Maybe they did it for me. If not for last month's surprise release of the Pinnacle Station expansion to Mass Effect, I may not have been able to appreciate what I just played in Mass Effect 2 this morning.
At the Penny Arcade Expo today, I played a demo sequence of Mass Effect 2 that had series hero Commander Shepard and two squadmates, biotics specialist Jacob and soldier Miranda, shooting their way down a long, narrow outdoor walkway.
Our mission was to storm a building and, ultimately we would be attempting to recruit Thane, a member of the game's new Drell race. Imagine this all happening on a city of clean, congested high-tech skyscrapers, all bathed in the dark blues and purples as flying cars filled the skyways all around.
I didn't come to a noisy BioWare booth to judge the the story or scenery this time. I came to feel the combat.
The demo I played presented the same mission McWhertor tackled last month at Gamescom, but he's a self-confessed Mass Effect neophyte. With the combat system of Mass Effect fresh in my mind thanks to Pinnacle station I noticed the following differences:
-The game plays more like the shooter it resembles. I took aim and hit what I thought I should hit. As I shot my way through the demo sequence I didn't feel like calculations under the game's hood were determining that I didn't have the right stats to score those direct hits I knew I was making. I agreed with the BioWare rep standing beside me. Targeting an enemy accurately and firing in this demo was more likely to result in accurate damage.
-Combat is still strategic, but swifter. The basic mechanics of strategic combat are unchanged. You still have to hold down your Xbox 360 controller's right button or left button to pull up menu wheels that display all of your and your squad's weapons and powers — while the combat continues behind them. The speed of the transitions into and out of those views, however, was improved. I didn't feel the action stutter as I activated the wheel or chose a command. The flow of combat didn't feel gummed down by my need to click, open menu, select power, close menu, and see the result of my choices commence. The mechanics of what occurred appeared to be the same, just smoother. In the first game I didn't enjoy using the combat wheels. The streamlining in this demo changed that. I wound up using the menus more. It also seemed that my squadmates more swiftly executed my orders. No sooner did I leave the menu, having commanded one of them to use the "Pull" option, then the targeted enemy was flying past me, a victim of my strategic decisions and choice of powers for three characters to wield in concert.

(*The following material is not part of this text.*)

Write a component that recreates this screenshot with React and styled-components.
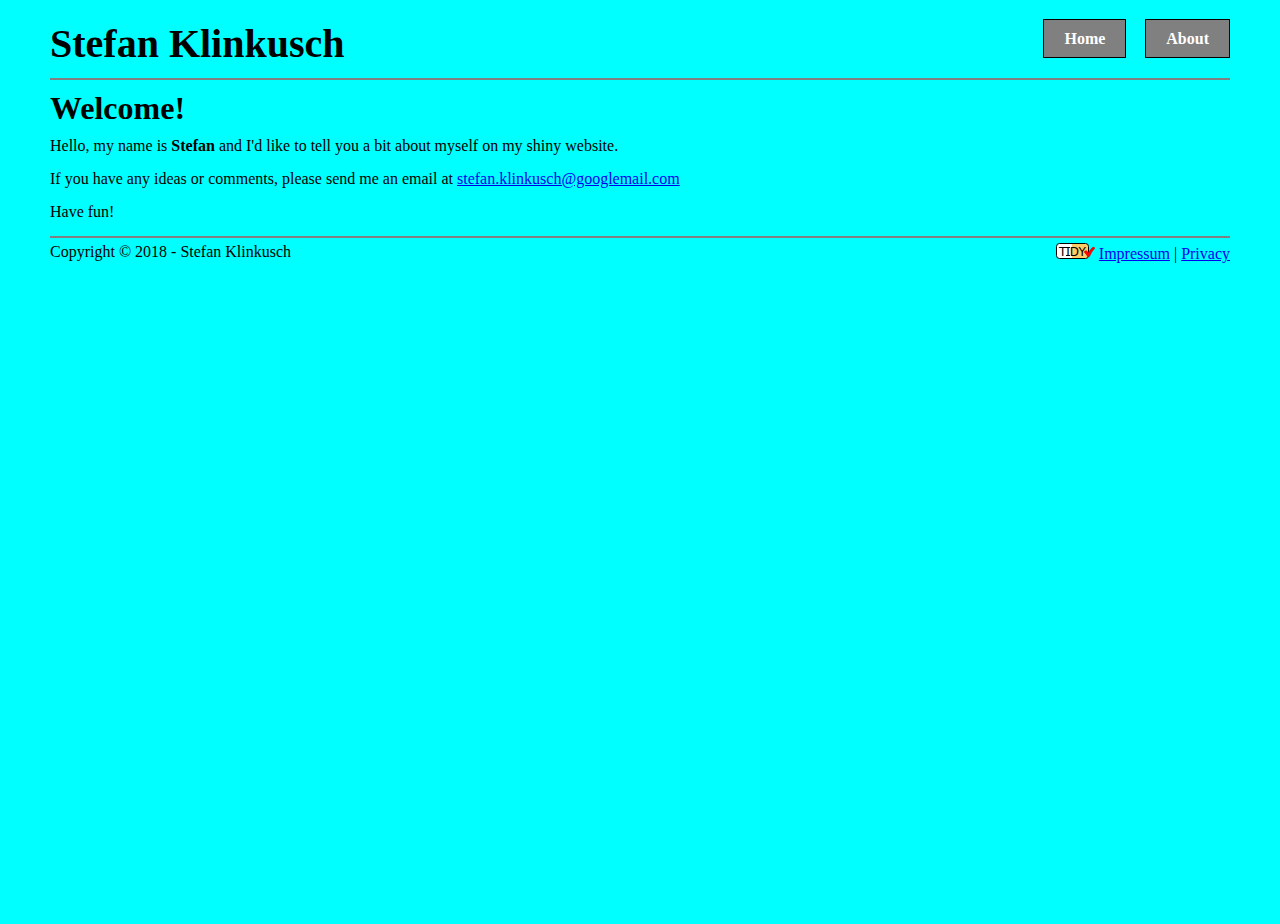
import React from "react";
import styled, { createGlobalStyle } from "styled-components";

const GlobalStyle = createGlobalStyle`
  body {
    margin: 0 50px;
    background: #00ffff;
    color: #000;
    font-family: "Liberation Serif", "Times New Roman", serif;
    font-size: 16px;
    line-height: 18px;
  }
`;

const Header = styled.header`
  display: flex;
  justify-content: space-between;
  align-items: flex-start;
  padding: 19px 0 11px;
  border-bottom: 2px solid #808080;
`;

const SiteTitle = styled.h1`
  margin: 0;
  padding-top: 2px;
  font-size: 40px;
  line-height: 46px;
`;

const Nav = styled.nav`
  display: flex;
  gap: 19px;
`;

const NavLink = styled.a`
  padding: 10px 20px;
  border: 1px solid #000;
  background: #808080;
  color: #fff;
  font-weight: bold;
  line-height: 17px;
  text-decoration: none;
`;

const Main = styled.main`
  padding: 10px 0 15px;
  border-bottom: 2px solid #808080;
`;

const Heading = styled.h2`
  margin: 0 0 10px;
  font-size: 32px;
  line-height: 37px;
`;

const Paragraph = styled.p`
  margin: 0;

  & + & {
    margin-top: 15px;
  }
`;

const Link = styled.a`
  color: #0000ee;
  text-decoration: underline;
`;

const Footer = styled.footer`
  display: flex;
  justify-content: space-between;
  align-items: flex-start;
  padding-top: 5px;
`;

const FooterLinks = styled.div`
  line-height: 20px;
`;

const Badge = styled.svg`
  width: 39px;
  height: 16px;
  vertical-align: baseline;
`;

function TidyBadge() {
  return (
    <Badge viewBox="0 0 39 16" role="img" aria-label="HTML Tidy">
      <rect x="0.5" y="0.5" width="32" height="15" rx="3" fill="#fff" />
      <path d="M16 1H30Q32 1 32 3V13Q32 15 30 15H16Z" fill="#ffcc66" />
      <rect x="0.5" y="0.5" width="32" height="15" rx="3" fill="none" stroke="#000" />
      <text x="3" y="13" fontFamily="DejaVu Sans, sans-serif" fontSize="12" fill="#000">
        TIDY
      </text>
      <path d="M10 4.5H14M10 12.5H14" stroke="#000" />
      <path
        d="M28 9L30 7.5L32.5 9.5Q34.5 6 37 4L39 5Q35.5 8.5 33.5 13.5H31.5Q30.5 11 28 9Z"
        fill="#ff0000"
        stroke="#cc0000"
        strokeWidth="0.5"
      />
    </Badge>
  );
}

export default function App() {
  return (
    <>
      <GlobalStyle />
      <Header>
        <SiteTitle>Stefan Klinkusch</SiteTitle>
        <Nav>
          <NavLink href="#home">Home</NavLink>
          <NavLink href="#about">About</NavLink>
        </Nav>
      </Header>
      <Main>
        <Heading>Welcome!</Heading>
        <Paragraph>
          Hello, my name is <strong>Stefan</strong> and I'd like to tell you a bit about myself on my shiny website.
        </Paragraph>
        <Paragraph>
          If you have any ideas or comments, please send me an email at{" "}
          <Link href="mailto:stefan.klinkusch@googlemail.com">stefan.klinkusch@googlemail.com</Link>
        </Paragraph>
        <Paragraph>Have fun!</Paragraph>
      </Main>
      <Footer>
        <span>Copyright © 2018 - Stefan Klinkusch</span>
        <FooterLinks>
          <TidyBadge /> <Link href="#impressum">Impressum</Link> | <Link href="#privacy">Privacy</Link>
        </FooterLinks>
      </Footer>
    </>
  );
}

-The reticule is more useful. You couldn't have a much simpler targeting reticule than the first Mass Effect's light blue circle. The new game's reticule, which is scrubbed out of released screenshots for the game, unfortunately, is a superior green crosshairs that contrasts more clearly against enemy bodies. Just below the green crosshairs is an arc of bullets that represents your ammo count. The prominence of that arc frees of you of the need to check the periphery of the screen to deduce when you need to reload. In a frantic battle that involves you managing two squadmates as well, that little efficiency helps.
-Squadmates are improved followers, improved doers. I felt as if I had more control of my squad in the Mass Effect 2 demo, thanks to left-and-right d-pad options that allowed me to command one or the other ally to move to specific positions in the area. I could also order them to advance or fall back as a group, which I could in the first game as well. A subtle interface adjustment now presents small portraits of your two active ally characters in the lower left part of your screen, right next to their health meters and the button icons that remind you about those movement commands. This all makes commanding the squad a more efficient and clearly represented process. These allies might be smarter too. When I left them to fight on their own, they seemed more capable than the allies of the first game.
I left my Mass Effect 2 demo feeling like the shooting had improved and that the strategic combat was less of a pace-killer than before. Does that make it more a shooter and less an RPG? I'm not sure, but it looks like it'll make for better gameplay.
The interactive dialogue sequences that bookended the battle I fought may have been more the hallmark of a Mass Effect. The quality of the combat in between suggested that the game's action may be rising to the level of the series' storytelling.
That's the progress of a sequel.
Mass Effect 2 is slated for release in 2010.